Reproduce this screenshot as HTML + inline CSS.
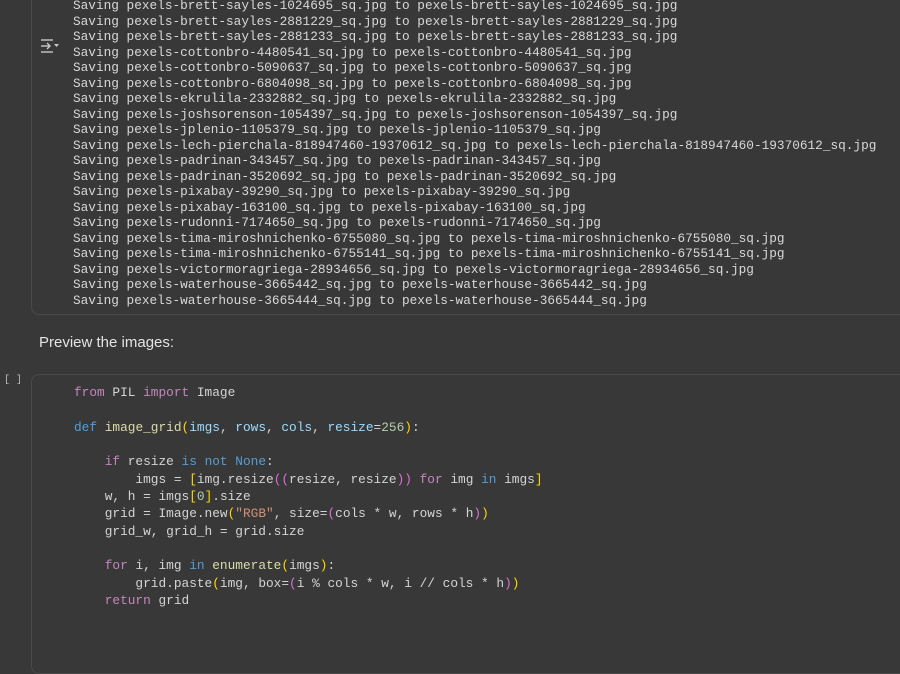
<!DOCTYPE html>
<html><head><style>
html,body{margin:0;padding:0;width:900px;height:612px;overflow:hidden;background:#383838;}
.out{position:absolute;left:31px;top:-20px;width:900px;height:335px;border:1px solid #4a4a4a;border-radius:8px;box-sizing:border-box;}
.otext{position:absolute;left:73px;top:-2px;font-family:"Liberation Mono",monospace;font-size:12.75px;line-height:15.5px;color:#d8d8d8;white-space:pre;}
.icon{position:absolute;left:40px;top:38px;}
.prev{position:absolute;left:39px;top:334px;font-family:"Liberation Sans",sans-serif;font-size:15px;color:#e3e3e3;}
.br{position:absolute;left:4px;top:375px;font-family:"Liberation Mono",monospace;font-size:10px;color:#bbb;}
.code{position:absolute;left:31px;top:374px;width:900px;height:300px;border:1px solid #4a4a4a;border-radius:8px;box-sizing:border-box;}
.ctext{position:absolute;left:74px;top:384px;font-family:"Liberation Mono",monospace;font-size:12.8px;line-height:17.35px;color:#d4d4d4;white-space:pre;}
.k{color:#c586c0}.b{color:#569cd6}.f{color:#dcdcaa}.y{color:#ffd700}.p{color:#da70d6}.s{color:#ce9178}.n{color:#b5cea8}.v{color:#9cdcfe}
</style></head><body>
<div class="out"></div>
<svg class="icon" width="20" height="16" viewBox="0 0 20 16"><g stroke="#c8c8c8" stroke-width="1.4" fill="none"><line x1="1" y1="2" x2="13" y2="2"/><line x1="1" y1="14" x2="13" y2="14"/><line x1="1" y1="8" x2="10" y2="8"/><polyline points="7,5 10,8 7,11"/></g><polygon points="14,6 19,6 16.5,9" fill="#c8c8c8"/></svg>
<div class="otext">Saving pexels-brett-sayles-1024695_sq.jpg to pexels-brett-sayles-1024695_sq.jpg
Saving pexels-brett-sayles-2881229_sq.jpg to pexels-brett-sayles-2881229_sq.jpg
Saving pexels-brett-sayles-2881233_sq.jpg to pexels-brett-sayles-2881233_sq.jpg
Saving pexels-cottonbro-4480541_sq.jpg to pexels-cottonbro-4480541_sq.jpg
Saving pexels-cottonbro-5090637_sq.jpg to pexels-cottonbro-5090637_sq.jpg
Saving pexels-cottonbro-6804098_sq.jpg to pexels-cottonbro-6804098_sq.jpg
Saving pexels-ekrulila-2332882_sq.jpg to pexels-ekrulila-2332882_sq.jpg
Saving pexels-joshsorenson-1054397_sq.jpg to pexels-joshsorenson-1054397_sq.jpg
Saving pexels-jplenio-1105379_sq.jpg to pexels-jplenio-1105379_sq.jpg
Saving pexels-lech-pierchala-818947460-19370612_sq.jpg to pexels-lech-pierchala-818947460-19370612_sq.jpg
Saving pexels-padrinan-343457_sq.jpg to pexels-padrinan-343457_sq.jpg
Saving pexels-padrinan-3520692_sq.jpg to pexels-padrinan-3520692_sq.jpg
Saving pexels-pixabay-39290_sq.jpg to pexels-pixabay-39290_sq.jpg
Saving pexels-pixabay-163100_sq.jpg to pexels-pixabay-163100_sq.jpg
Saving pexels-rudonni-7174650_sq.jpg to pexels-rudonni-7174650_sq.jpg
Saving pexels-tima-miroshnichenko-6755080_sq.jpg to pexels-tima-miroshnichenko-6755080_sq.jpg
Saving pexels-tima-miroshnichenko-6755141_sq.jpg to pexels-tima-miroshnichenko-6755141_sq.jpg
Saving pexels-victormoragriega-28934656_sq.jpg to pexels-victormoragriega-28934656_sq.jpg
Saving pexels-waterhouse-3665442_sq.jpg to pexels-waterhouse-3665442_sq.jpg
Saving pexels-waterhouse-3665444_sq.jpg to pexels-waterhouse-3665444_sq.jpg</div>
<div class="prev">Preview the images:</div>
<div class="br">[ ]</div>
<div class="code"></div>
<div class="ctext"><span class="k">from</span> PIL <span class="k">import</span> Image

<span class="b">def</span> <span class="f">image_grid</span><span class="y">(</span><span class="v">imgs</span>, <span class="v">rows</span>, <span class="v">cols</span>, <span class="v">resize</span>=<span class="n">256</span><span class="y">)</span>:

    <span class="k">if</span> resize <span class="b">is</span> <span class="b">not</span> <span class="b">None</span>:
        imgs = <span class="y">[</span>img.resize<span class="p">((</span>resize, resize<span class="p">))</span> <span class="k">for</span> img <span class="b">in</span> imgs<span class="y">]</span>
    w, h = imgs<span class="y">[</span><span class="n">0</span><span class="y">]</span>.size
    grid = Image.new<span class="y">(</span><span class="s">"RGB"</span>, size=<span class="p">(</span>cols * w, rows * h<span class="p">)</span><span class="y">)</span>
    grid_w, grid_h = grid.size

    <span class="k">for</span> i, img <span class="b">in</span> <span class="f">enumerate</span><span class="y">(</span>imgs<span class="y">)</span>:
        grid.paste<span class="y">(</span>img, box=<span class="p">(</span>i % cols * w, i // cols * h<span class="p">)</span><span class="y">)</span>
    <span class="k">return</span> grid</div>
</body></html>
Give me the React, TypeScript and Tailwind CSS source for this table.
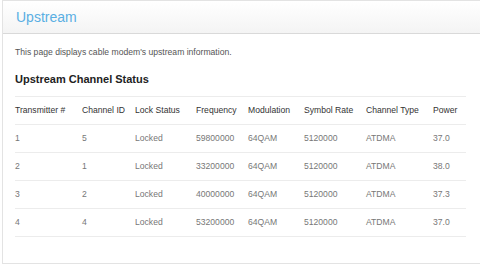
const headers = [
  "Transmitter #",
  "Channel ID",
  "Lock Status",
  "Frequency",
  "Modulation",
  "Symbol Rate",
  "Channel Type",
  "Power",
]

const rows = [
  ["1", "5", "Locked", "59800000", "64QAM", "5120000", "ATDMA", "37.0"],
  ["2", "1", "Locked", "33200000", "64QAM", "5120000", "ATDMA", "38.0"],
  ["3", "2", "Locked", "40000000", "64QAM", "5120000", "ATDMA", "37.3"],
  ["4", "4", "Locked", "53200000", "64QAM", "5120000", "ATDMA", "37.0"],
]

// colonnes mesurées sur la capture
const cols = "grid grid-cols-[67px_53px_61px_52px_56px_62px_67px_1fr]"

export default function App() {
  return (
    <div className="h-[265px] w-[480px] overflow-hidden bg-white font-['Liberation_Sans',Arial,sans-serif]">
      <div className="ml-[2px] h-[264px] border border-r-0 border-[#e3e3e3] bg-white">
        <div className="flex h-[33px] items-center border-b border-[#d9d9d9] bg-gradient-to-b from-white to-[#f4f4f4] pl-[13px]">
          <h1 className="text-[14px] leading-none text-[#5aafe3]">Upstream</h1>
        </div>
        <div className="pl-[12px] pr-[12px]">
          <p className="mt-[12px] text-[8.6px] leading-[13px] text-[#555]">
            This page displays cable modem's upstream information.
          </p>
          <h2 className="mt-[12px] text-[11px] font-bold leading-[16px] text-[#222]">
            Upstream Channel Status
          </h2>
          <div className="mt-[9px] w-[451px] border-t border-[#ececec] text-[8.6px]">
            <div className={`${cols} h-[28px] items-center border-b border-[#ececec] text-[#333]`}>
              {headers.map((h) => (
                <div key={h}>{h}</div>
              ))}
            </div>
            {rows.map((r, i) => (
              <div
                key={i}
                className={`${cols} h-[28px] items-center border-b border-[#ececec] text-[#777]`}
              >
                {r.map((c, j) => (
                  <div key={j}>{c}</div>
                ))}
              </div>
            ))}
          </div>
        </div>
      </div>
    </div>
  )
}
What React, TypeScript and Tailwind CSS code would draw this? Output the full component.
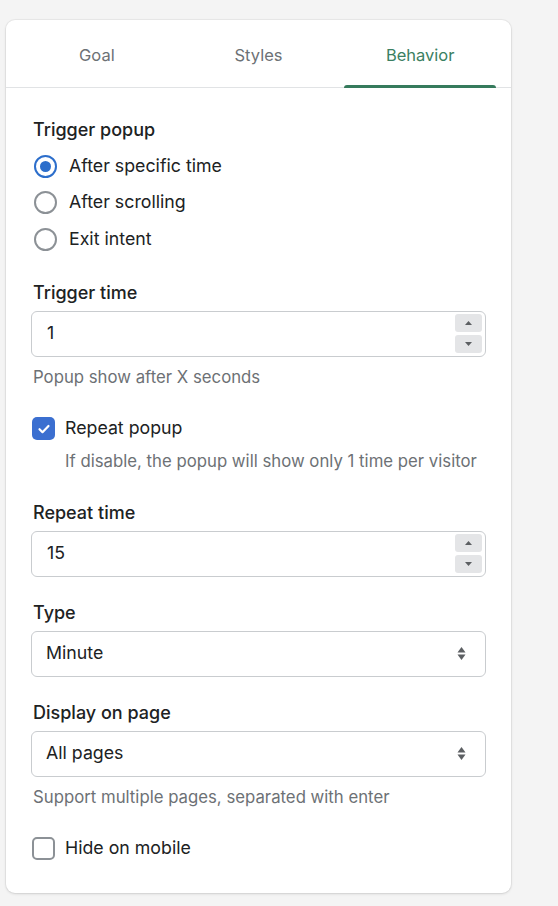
|---|
Retype each record exactly as it stands, but do not include the pictures.

- ANSWER TO THIS PROBLEM -
Reproduce this screenshot as HTML + inline CSS.
<!DOCTYPE html>
<html><head><style>
html,body{margin:0;padding:0;width:900px;height:612px;overflow:hidden;background:#383838;}
.out{position:absolute;left:31px;top:-20px;width:900px;height:335px;border:1px solid #4a4a4a;border-radius:8px;box-sizing:border-box;}
.otext{position:absolute;left:73px;top:-2px;font-family:"Liberation Mono",monospace;font-size:12.75px;line-height:15.5px;color:#d8d8d8;white-space:pre;}
.icon{position:absolute;left:40px;top:38px;}
.prev{position:absolute;left:39px;top:334px;font-family:"Liberation Sans",sans-serif;font-size:15px;color:#e3e3e3;}
.br{position:absolute;left:4px;top:375px;font-family:"Liberation Mono",monospace;font-size:10px;color:#bbb;}
.code{position:absolute;left:31px;top:374px;width:900px;height:300px;border:1px solid #4a4a4a;border-radius:8px;box-sizing:border-box;}
.ctext{position:absolute;left:74px;top:384px;font-family:"Liberation Mono",monospace;font-size:12.8px;line-height:17.35px;color:#d4d4d4;white-space:pre;}
.k{color:#c586c0}.b{color:#569cd6}.f{color:#dcdcaa}.y{color:#ffd700}.p{color:#da70d6}.s{color:#ce9178}.n{color:#b5cea8}.v{color:#9cdcfe}
</style></head><body>
<div class="out"></div>
<svg class="icon" width="20" height="16" viewBox="0 0 20 16"><g stroke="#c8c8c8" stroke-width="1.4" fill="none"><line x1="1" y1="2" x2="13" y2="2"/><line x1="1" y1="14" x2="13" y2="14"/><line x1="1" y1="8" x2="10" y2="8"/><polyline points="7,5 10,8 7,11"/></g><polygon points="14,6 19,6 16.5,9" fill="#c8c8c8"/></svg>
<div class="otext">Saving pexels-brett-sayles-1024695_sq.jpg to pexels-brett-sayles-1024695_sq.jpg
Saving pexels-brett-sayles-2881229_sq.jpg to pexels-brett-sayles-2881229_sq.jpg
Saving pexels-brett-sayles-2881233_sq.jpg to pexels-brett-sayles-2881233_sq.jpg
Saving pexels-cottonbro-4480541_sq.jpg to pexels-cottonbro-4480541_sq.jpg
Saving pexels-cottonbro-5090637_sq.jpg to pexels-cottonbro-5090637_sq.jpg
Saving pexels-cottonbro-6804098_sq.jpg to pexels-cottonbro-6804098_sq.jpg
Saving pexels-ekrulila-2332882_sq.jpg to pexels-ekrulila-2332882_sq.jpg
Saving pexels-joshsorenson-1054397_sq.jpg to pexels-joshsorenson-1054397_sq.jpg
Saving pexels-jplenio-1105379_sq.jpg to pexels-jplenio-1105379_sq.jpg
Saving pexels-lech-pierchala-818947460-19370612_sq.jpg to pexels-lech-pierchala-818947460-19370612_sq.jpg
Saving pexels-padrinan-343457_sq.jpg to pexels-padrinan-343457_sq.jpg
Saving pexels-padrinan-3520692_sq.jpg to pexels-padrinan-3520692_sq.jpg
Saving pexels-pixabay-39290_sq.jpg to pexels-pixabay-39290_sq.jpg
Saving pexels-pixabay-163100_sq.jpg to pexels-pixabay-163100_sq.jpg
Saving pexels-rudonni-7174650_sq.jpg to pexels-rudonni-7174650_sq.jpg
Saving pexels-tima-miroshnichenko-6755080_sq.jpg to pexels-tima-miroshnichenko-6755080_sq.jpg
Saving pexels-tima-miroshnichenko-6755141_sq.jpg to pexels-tima-miroshnichenko-6755141_sq.jpg
Saving pexels-victormoragriega-28934656_sq.jpg to pexels-victormoragriega-28934656_sq.jpg
Saving pexels-waterhouse-3665442_sq.jpg to pexels-waterhouse-3665442_sq.jpg
Saving pexels-waterhouse-3665444_sq.jpg to pexels-waterhouse-3665444_sq.jpg</div>
<div class="prev">Preview the images:</div>
<div class="br">[ ]</div>
<div class="code"></div>
<div class="ctext"><span class="k">from</span> PIL <span class="k">import</span> Image

<span class="b">def</span> <span class="f">image_grid</span><span class="y">(</span><span class="v">imgs</span>, <span class="v">rows</span>, <span class="v">cols</span>, <span class="v">resize</span>=<span class="n">256</span><span class="y">)</span>:

    <span class="k">if</span> resize <span class="b">is</span> <span class="b">not</span> <span class="b">None</span>:
        imgs = <span class="y">[</span>img.resize<span class="p">((</span>resize, resize<span class="p">))</span> <span class="k">for</span> img <span class="b">in</span> imgs<span class="y">]</span>
    w, h = imgs<span class="y">[</span><span class="n">0</span><span class="y">]</span>.size
    grid = Image.new<span class="y">(</span><span class="s">"RGB"</span>, size=<span class="p">(</span>cols * w, rows * h<span class="p">)</span><span class="y">)</span>
    grid_w, grid_h = grid.size

    <span class="k">for</span> i, img <span class="b">in</span> <span class="f">enumerate</span><span class="y">(</span>imgs<span class="y">)</span>:
        grid.paste<span class="y">(</span>img, box=<span class="p">(</span>i % cols * w, i // cols * h<span class="p">)</span><span class="y">)</span>
    <span class="k">return</span> grid</div>
</body></html>
Give me the React, TypeScript and Tailwind CSS source for this table.
const headers = [
  "Transmitter #",
  "Channel ID",
  "Lock Status",
  "Frequency",
  "Modulation",
  "Symbol Rate",
  "Channel Type",
  "Power",
]

const rows = [
  ["1", "5", "Locked", "59800000", "64QAM", "5120000", "ATDMA", "37.0"],
  ["2", "1", "Locked", "33200000", "64QAM", "5120000", "ATDMA", "38.0"],
  ["3", "2", "Locked", "40000000", "64QAM", "5120000", "ATDMA", "37.3"],
  ["4", "4", "Locked", "53200000", "64QAM", "5120000", "ATDMA", "37.0"],
]

// colonnes mesurées sur la capture
const cols = "grid grid-cols-[67px_53px_61px_52px_56px_62px_67px_1fr]"

export default function App() {
  return (
    <div className="h-[265px] w-[480px] overflow-hidden bg-white font-['Liberation_Sans',Arial,sans-serif]">
      <div className="ml-[2px] h-[264px] border border-r-0 border-[#e3e3e3] bg-white">
        <div className="flex h-[33px] items-center border-b border-[#d9d9d9] bg-gradient-to-b from-white to-[#f4f4f4] pl-[13px]">
          <h1 className="text-[14px] leading-none text-[#5aafe3]">Upstream</h1>
        </div>
        <div className="pl-[12px] pr-[12px]">
          <p className="mt-[12px] text-[8.6px] leading-[13px] text-[#555]">
            This page displays cable modem's upstream information.
          </p>
          <h2 className="mt-[12px] text-[11px] font-bold leading-[16px] text-[#222]">
            Upstream Channel Status
          </h2>
          <div className="mt-[9px] w-[451px] border-t border-[#ececec] text-[8.6px]">
            <div className={`${cols} h-[28px] items-center border-b border-[#ececec] text-[#333]`}>
              {headers.map((h) => (
                <div key={h}>{h}</div>
              ))}
            </div>
            {rows.map((r, i) => (
              <div
                key={i}
                className={`${cols} h-[28px] items-center border-b border-[#ececec] text-[#777]`}
              >
                {r.map((c, j) => (
                  <div key={j}>{c}</div>
                ))}
              </div>
            ))}
          </div>
        </div>
      </div>
    </div>
  )
}
What React, TypeScript and Tailwind CSS code would draw this? Output the full component.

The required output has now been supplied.